My brother’s printer in contrast to a standard cartridge one uses proprietary bottled ink that costs £9 for 70ml (£129 per litre) which represents a saving of over of 90% compared to using cartridges. On top of that, the ink dispensing system is highly efficient, meaning that one bottle will print 4,000 pages. An average ink cartridge of a similar price will print just 220. In addition that waste ink tank I talked about is a replaceable part, so the printer should last longer overall.

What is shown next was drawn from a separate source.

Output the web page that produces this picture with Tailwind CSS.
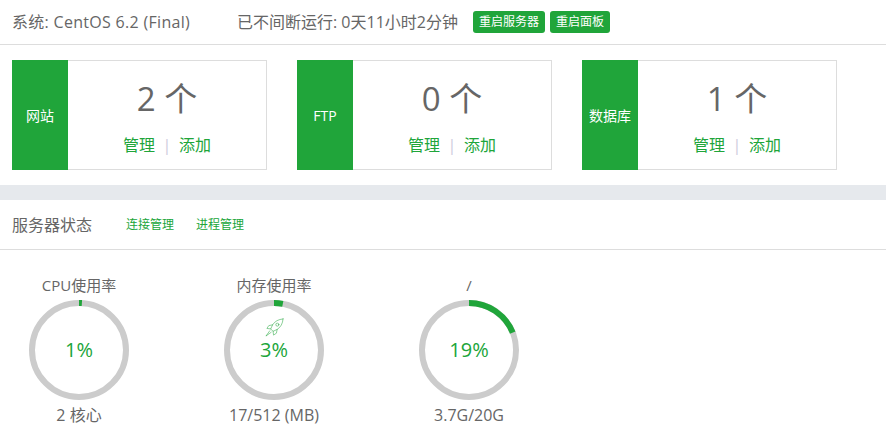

So talking it all through with my brother, I decided that rather than buying another bulk batch of expensive inks for a printer that’s probably about to die (as the paper jams are warning) that I too would make the jump to an ink tank printer. I have gone for an Epson Eco-Tank 3750 that came with 2 sets of bottled ink that will print up to 14,000 pages. The upfront cost wasn’t small, it cost £300, but the equivalent cartridge model would have been £105, would have come with demo cartridges and would cost £50 per set of replacements (printing just 300 sheets). I’d only have to replace the cartridges 4 times before I’ve spent the same money, but with the eco-tank I have 12,800 pages worth of ink still in hand. It really is a financial no brainer.

Less expensive versions of the Eco-Tank are available, but I paid extra to have a double-sided printing option as it saves hugely in precious paper. They start at £180 But those models do come with less upfront ink too, so it’s worth doing the long-term maths if you are able to stretch further up front.

But it is an environmental no-brainer too. While this razor-blade model makes excellent business sense, ethically and environmentally it is way behind the curve. With the convenience and low up-front costs come huge long term waste, a model that with every scheme under the sun we can’t recycle our way out of. Just remember, 900 million ink cartridges a year of which just 15% are recycled. Add in coffee, pods, razor blades, water’s mindblowing.

As consumers we need to be smarter, and vote with our wallets - when presented with alternative and less harmful models, we need to take them whenever we can. If we demonstrate to manufacturers that we would like more honesty, and better environmental solutions, they will come. And in a world where governments are making environmental commitments left, right and centre, legislation really should be forcing corporate hands here too.